People see colours initially because of the cone-shaped cells in the eye. These hold pigments that are receptive to different wavelengths of light. Roughly speaking, they are able to receive primarily “red” (actually, nearer to yellow-orange) or green, or blue wavelengths (again, nearer to indigo) with a certain degree of spread to either side, comprising trichromatic vision. (These are often referred to as Long, Medium and Short wave receptors, but Red, Green and Blue are still used at times, and may be easier to understand.) Figure 1 illustrates this relationship.
The rods are receptive to wavelengths between blue and green, but only as luminosity. There are about twice as many red cones (60%) as green (30%), and about 10% of cones are optimised for blue.

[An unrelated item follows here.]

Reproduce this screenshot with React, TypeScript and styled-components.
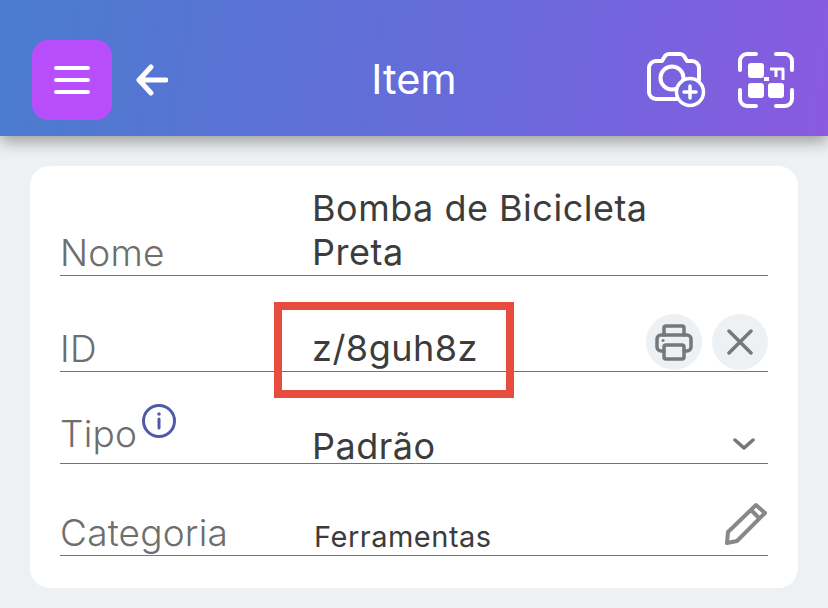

The blue cones are particularly scarce around the fovea.
The cones don’t directly report on the colours received, but rather interact with other circuits in the brain, so that certain signals are ‘added’ together, and others are ‘subtracted’ from each other. The final subjective perception is also affected by psychological and linguistic issues. This work only deals with the wavelengths received by the cones, as only those can be influenced by the designer.

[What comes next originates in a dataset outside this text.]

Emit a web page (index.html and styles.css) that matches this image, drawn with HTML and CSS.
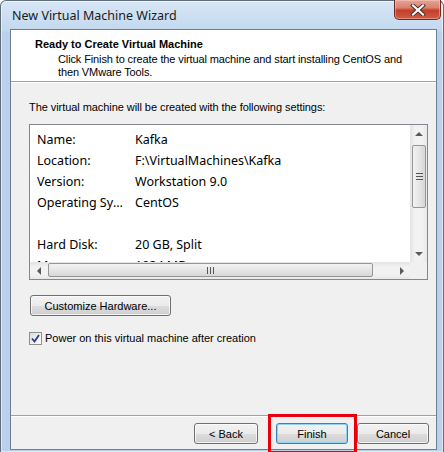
FILE: index.html
```html
<!DOCTYPE html>
<html lang="en">
<head>
    <meta charset="UTF-8">
    <title>New Virtual Machine Wizard</title>
    <link rel="stylesheet" href="styles.css">
</head>
<body>
    <div class="window">
        <div class="titlebar">
            <span class="title">New Virtual Machine Wizard</span>
            <button class="close" title="Close">
                <svg width="16" height="12" viewBox="0 0 16 12">
                    <path d="M3 1.5 L13 10.5 M13 1.5 L3 10.5" stroke="#4a2a24" stroke-width="4" stroke-linecap="square"/>
                    <path d="M3 1.5 L13 10.5 M13 1.5 L3 10.5" stroke="#ffffff" stroke-width="2.2" stroke-linecap="square"/>
                </svg>
            </button>
        </div>

        <div class="client">
            <div class="header">
                <h1>Ready to Create Virtual Machine</h1>
                <p>Click Finish to create the virtual machine and start installing CentOS and<br>then VMware Tools.</p>
            </div>

            <div class="body">
                <p class="intro">The virtual machine will be created with the following settings:</p>

                <div class="listbox">
                    <div class="list-main">
                        <div class="rows">
                            <div class="row"><span class="key">Name:</span><span>Kafka</span></div>
                            <div class="row"><span class="key">Location:</span><span>F:\VirtualMachines\Kafka</span></div>
                            <div class="row"><span class="key">Version:</span><span>Workstation 9.0</span></div>
                            <div class="row"><span class="key">Operating System:</span><span>CentOS</span></div>
                            <div class="row"></div>
                            <div class="row"><span class="key">Hard Disk:</span><span>20 GB, Split</span></div>
                            <div class="row"><span class="key">Memory:</span><span>1024 MB</span></div>
                        </div>
                        <div class="vscroll">
                            <div class="arrow"><span class="tri up"></span></div>
                            <div class="track">
                                <div class="vthumb"><span class="grip"></span></div>
                            </div>
                            <div class="arrow"><span class="tri down"></span></div>
                        </div>
                    </div>
                    <div class="hscroll">
                        <div class="arrow"><span class="tri left"></span></div>
                        <div class="track">
                            <div class="hthumb"><span class="grip"></span></div>
                        </div>
                        <div class="arrow"><span class="tri right"></span></div>
                        <div class="corner"></div>
                    </div>
                </div>

                <button class="btn custom">Customize Hardware...</button>

                <label class="check">
                    <span class="box">
                        <svg width="9" height="9" viewBox="0 0 9 9">
                            <path d="M1 4.5 L3.5 7.5 L8 1" fill="none" stroke="#2a3f8a" stroke-width="1.8"/>
                        </svg>
                    </span>
                    Power on this virtual machine after creation
                </label>
            </div>

            <div class="footer">
                <button class="btn back">&lt; Back</button>
                <button class="btn finish">Finish</button>
                <button class="btn cancel">Cancel</button>
                <div class="highlight"></div>
            </div>
        </div>
    </div>
</body>
</html>
```

FILE: styles.css
```css
body { margin: 0; padding: 0; background: #ffffff; font-family: "Liberation Sans", Arial, sans-serif; font-size: 11px; color: #000; }
.window { position: relative; box-sizing: border-box; width: 444px; height: 452px; border: 1px solid #5f6d7c; border-bottom: none; border-radius: 6px 6px 0 0; background: linear-gradient(#d7e6f6 0, #c3d8ee 30px, #b9d1ea 31px, #b9d1ea 100%); padding: 0 6px 2px 9px; display: flex; flex-direction: column; box-shadow: inset 0 0 0 1px rgba(255, 255, 255, 0.5); }
.titlebar { height: 28px; display: flex; align-items: flex-start; justify-content: space-between; }
.title { font-family: "Noto Sans", sans-serif; font-size: 12.5px; color: #1a1a1a; margin: 6px 0 0 2px; }
.close { width: 47px; height: 20px; margin: -1px -4px 0 0; padding: 0; border: 1px solid #6b2b22; border-top: none; border-radius: 0 0 5px 5px; background: linear-gradient(#e8a396 0, #d9826f 40%, #c2402a 55%, #d05c43 100%); display: flex; align-items: center; justify-content: center; box-shadow: inset 0 0 0 1px rgba(255, 220, 210, 0.4); }
.client { flex: 1; border: 1px solid #6e7e90; background: #f0f0f0; display: flex; flex-direction: column; }
.header { background: #ffffff; height: 52px; border-bottom: 1px solid #a0a0a0; box-shadow: 0 1px 0 #ffffff; padding: 7px 0 0 24px; box-sizing: border-box; }
.header h1 { margin: 0; font-size: 11px; font-weight: bold; line-height: 14px; }
.header p { margin: 2px 0 0 23px; line-height: 13px; letter-spacing: -0.12px; }
.body { flex: 1; padding: 18px 0 0 18px; }
.intro { margin: 0; line-height: 14px; letter-spacing: -0.06px; }
.listbox { margin-top: 10px; width: 399px; height: 156px; box-sizing: border-box; border: 1px solid #828790; background: #ffffff; display: flex; flex-direction: column; }
.list-main { flex: 1; display: flex; overflow: hidden; }
.rows { flex: 1; padding: 4px 0 0 7px; overflow: hidden; font-family: "Noto Sans", sans-serif; font-size: 12.5px; }
.row { height: 21px; line-height: 21px; display: flex; white-space: nowrap; }
.key { width: 86px; margin-right: 12px; overflow: hidden; text-overflow: ellipsis; }
.vscroll { width: 17px; display: flex; flex-direction: column; background: linear-gradient(90deg, #e3e3e3, #f2f2f2 30%, #f2f2f2 70%, #e8e8e8); }
.hscroll { height: 17px; display: flex; background: linear-gradient(#e3e3e3, #f2f2f2 30%, #f2f2f2 70%, #e8e8e8); }
.arrow { width: 17px; height: 17px; display: flex; align-items: center; justify-content: center; flex: none; }
.track { flex: 1; display: flex; }
.vscroll .track { flex-direction: column; padding: 3px 1px 0 2px; }
.hscroll .track { padding: 1px 0 2px 1px; }
.vthumb { height: 63px; box-sizing: border-box; border: 1px solid #969696; border-radius: 2px; background: linear-gradient(90deg, #f2f2f2, #e6e6e6 50%, #d6d6d6); display: flex; align-items: center; justify-content: center; }
.hthumb { width: 325px; box-sizing: border-box; border: 1px solid #969696; border-radius: 2px; background: linear-gradient(#f2f2f2, #e6e6e6 50%, #d6d6d6); display: flex; align-items: center; justify-content: center; }
.vthumb .grip { width: 7px; height: 5px; border-top: 1px solid #555; border-bottom: 1px solid #555; background: linear-gradient(transparent 2px, #555 2px, #555 3px, transparent 3px); }
.hthumb .grip { width: 5px; height: 7px; border-left: 1px solid #555; border-right: 1px solid #555; background: linear-gradient(90deg, transparent 2px, #555 2px, #555 3px, transparent 3px); }
.tri { width: 0; height: 0; border: 4px solid transparent; }
.tri.up { border-bottom: 4px solid #5a5a5a; border-top: none; }
.tri.down { border-top: 4px solid #5a5a5a; border-bottom: none; }
.tri.left { border-right: 4px solid #5a5a5a; border-left: none; }
.tri.right { border-left: 4px solid #5a5a5a; border-right: none; }
.corner { width: 17px; background: #f0f0f0; }
.btn { font-family: "Liberation Sans", Arial, sans-serif; font-size: 11px; color: #000; height: 21px; padding: 0; box-sizing: border-box; border: 1px solid #707070; border-radius: 3px; background: linear-gradient(#f2f2f2 0, #ebebeb 50%, #dddddd 51%, #cfcfcf 100%); box-shadow: inset 0 0 0 1px rgba(255, 255, 255, 0.7); }
.custom { display: block; margin: 15px 0 0 1px; width: 141px; }
.check { display: flex; align-items: center; margin-top: 15px; line-height: 14px; }
.box { width: 13px; height: 13px; box-sizing: border-box; border: 1px solid #8e8f8f; background: linear-gradient(135deg, #dcdcdc, #ffffff); margin-right: 3px; display: flex; align-items: center; justify-content: center; }
.footer { position: relative; height: 34px; border-top: 1px solid #a0a0a0; box-shadow: inset 0 1px 0 #ffffff; display: flex; align-items: flex-start; padding: 7px 0 0 183px; box-sizing: border-box; }
.back { width: 64px; }
.finish { width: 72px; margin-left: 18px; border-color: #3c7fb1; box-shadow: inset 0 0 0 1px #8fd4f5; }
.cancel { width: 72px; margin-left: 9px; }
.highlight { position: absolute; left: 257px; top: -2px; width: 89px; height: 40px; box-sizing: border-box; border: 3px solid #e8000b; }
```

In typical abnormal colour vision, there are varying degrees of difficulty with one of these receptors. Most colour blindness involves red or green, and is hereditary via the X chromosome, and hence affects men more frequently than women. It is commonly accepted that 8% of men are colour blind to some extent. This is made up of roughly 5% green-insensitive trichromats, 1% red-insensitive trichromats, <1% red-blind and <1% green-blind dichromats.
In an anomalous trichromat, the colour reception of the green cones is shifted towards the red end of the spectrum, to a greater or lesser degree; or else the reception of the red cones is shifted towards the green part of the spectrum. Hence the range of deficiency varies greatly, according to the degree of shift in wavelength reception. In a dichromat, either the red or the green pigment is totally missing.
In a red-blind dichromat (protanope), there is an additional complication, not compensated for in the palettes on this site. When the red cones are not there, the overall level of the light received by the eye is reduced, as so many cones are normally tuned to red, and receive the upper wavelengths (see Figure 1). This means that colours with a lot of red will seem darker than shown in the palettes. So red text on a black background causes particular difficulty.
This phenomenon is unusual among women, with 0.4% of women having any sort of colour vision deficiency at all, 0.38% being deuteranomalous (that is, deficient in receiving green). Only about .005% of the population (male and female) are totally colour blind, and 0.003% have tritanopia, or blue-blindness.
However, oddly enough, this doesn’t simply affect how one perceives red or green, but also colours which vary from each other by the amount of red or green they contain. In addition, because Protanopes are less sensitive to light at the red end of the spectrum (because such a large proportion of the cones are tuned to the longer wavelengths), colours in this area appear darker to them. Deuteranopes do not see this luminosity difference, as the other cones and rods can compensate.